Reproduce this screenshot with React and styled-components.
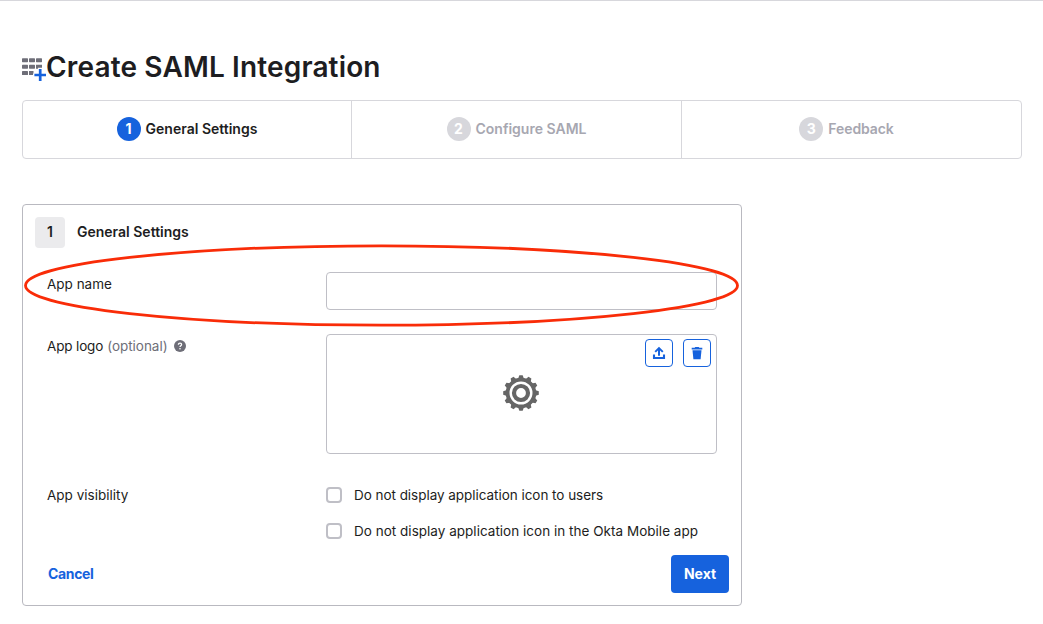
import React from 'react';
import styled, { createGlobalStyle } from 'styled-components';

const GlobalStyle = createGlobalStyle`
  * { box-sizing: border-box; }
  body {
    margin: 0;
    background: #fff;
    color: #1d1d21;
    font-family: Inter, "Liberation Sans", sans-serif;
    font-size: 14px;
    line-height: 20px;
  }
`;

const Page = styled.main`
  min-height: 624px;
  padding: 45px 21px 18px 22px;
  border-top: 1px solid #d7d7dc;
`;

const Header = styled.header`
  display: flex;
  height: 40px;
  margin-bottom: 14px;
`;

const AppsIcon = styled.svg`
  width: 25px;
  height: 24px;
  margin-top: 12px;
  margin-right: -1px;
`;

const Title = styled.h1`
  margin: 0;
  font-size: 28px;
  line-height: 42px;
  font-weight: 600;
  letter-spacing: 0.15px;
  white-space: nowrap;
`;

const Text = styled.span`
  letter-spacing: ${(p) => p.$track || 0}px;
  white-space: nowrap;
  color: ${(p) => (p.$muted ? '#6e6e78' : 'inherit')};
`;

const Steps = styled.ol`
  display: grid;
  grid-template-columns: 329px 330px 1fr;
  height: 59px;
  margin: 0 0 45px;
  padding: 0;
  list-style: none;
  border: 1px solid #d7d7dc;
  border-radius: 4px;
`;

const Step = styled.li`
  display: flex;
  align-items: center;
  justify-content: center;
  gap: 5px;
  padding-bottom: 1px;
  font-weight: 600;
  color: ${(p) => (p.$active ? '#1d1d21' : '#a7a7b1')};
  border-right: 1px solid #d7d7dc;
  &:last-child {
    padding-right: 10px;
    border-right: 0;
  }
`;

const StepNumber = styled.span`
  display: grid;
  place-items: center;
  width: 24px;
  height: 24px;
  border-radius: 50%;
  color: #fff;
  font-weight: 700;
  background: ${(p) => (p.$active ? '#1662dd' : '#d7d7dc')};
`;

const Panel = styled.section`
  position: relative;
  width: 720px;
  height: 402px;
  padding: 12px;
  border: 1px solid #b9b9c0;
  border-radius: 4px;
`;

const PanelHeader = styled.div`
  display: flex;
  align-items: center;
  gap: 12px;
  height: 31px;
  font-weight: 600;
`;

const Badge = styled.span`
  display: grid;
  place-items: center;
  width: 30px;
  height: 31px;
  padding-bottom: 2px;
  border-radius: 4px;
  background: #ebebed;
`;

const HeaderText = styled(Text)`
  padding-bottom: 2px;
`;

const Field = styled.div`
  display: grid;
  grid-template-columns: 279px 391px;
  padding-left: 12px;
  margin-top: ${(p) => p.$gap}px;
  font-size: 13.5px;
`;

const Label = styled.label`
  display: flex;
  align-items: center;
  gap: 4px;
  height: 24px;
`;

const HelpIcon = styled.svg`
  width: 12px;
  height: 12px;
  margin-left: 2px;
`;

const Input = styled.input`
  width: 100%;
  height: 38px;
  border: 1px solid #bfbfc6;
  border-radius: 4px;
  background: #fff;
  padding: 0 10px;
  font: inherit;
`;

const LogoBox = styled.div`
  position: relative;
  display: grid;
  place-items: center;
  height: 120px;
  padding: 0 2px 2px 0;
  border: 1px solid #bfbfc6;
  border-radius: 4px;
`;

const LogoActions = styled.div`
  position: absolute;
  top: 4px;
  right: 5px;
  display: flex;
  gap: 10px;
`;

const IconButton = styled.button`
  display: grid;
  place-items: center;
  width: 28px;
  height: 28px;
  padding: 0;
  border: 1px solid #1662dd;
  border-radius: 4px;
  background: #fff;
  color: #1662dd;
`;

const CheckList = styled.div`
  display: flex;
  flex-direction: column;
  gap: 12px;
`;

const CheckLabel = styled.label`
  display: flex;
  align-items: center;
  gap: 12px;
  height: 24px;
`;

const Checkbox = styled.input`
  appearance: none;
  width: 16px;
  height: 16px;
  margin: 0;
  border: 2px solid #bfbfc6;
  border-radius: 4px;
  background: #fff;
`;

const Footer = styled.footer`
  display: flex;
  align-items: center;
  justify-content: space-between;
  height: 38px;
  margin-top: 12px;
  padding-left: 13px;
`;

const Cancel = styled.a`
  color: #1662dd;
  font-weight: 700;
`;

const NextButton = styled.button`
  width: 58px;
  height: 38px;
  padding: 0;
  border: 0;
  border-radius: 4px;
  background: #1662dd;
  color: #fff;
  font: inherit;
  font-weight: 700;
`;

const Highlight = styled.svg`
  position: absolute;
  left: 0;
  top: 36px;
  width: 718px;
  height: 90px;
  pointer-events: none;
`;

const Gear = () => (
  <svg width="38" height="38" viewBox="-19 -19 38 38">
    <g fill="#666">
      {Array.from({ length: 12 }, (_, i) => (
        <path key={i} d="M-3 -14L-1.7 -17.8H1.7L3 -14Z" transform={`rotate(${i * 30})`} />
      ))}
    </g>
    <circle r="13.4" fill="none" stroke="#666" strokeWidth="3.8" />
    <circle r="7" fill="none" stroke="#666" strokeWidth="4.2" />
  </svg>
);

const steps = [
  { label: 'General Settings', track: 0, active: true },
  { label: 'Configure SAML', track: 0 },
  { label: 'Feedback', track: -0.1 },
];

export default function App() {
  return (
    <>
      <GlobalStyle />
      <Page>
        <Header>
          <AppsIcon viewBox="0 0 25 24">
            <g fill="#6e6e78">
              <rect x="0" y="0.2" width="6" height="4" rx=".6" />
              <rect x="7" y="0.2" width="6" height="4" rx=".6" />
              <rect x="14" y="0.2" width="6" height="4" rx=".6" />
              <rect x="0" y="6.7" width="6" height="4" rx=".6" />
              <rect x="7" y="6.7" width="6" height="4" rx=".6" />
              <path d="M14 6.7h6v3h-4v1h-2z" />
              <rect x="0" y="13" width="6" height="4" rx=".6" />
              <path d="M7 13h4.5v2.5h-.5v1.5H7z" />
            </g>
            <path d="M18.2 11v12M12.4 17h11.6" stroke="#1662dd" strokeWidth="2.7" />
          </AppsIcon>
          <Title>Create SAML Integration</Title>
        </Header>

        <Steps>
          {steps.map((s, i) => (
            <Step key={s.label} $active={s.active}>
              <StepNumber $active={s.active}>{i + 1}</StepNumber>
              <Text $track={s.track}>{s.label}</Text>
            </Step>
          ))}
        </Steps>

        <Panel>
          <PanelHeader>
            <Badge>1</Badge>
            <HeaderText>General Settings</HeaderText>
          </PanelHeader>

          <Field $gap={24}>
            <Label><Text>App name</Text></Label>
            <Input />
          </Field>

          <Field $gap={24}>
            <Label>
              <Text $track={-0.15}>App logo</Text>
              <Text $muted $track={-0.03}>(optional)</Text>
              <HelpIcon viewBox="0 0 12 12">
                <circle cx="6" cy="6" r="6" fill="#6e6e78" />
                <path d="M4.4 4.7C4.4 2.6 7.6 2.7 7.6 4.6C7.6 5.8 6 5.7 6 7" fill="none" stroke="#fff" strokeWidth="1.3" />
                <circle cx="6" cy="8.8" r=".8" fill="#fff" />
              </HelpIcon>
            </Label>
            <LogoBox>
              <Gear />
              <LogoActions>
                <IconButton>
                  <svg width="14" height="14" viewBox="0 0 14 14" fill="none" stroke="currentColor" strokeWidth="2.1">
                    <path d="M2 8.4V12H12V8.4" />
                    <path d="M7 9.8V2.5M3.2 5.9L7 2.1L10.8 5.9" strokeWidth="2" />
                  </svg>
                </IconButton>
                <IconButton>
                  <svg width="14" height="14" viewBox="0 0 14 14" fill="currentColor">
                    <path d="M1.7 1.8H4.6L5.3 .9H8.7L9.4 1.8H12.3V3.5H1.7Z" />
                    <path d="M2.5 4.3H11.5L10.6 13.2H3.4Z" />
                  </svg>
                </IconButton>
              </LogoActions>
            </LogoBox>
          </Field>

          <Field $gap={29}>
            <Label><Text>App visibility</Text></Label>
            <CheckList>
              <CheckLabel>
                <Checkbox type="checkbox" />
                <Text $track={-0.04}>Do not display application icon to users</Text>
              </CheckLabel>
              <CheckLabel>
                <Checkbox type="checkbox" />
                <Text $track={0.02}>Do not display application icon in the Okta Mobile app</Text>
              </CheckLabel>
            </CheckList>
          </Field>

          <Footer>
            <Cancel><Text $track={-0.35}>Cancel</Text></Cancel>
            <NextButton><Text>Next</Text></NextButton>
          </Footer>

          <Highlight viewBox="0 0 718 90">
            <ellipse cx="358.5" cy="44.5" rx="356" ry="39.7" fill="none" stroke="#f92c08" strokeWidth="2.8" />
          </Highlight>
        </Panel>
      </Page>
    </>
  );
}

+++

- What to produce -
Report all lines of the data that include the word "React".

- Output -
Reproduce this screenshot with React and styled-components.
import React from 'react';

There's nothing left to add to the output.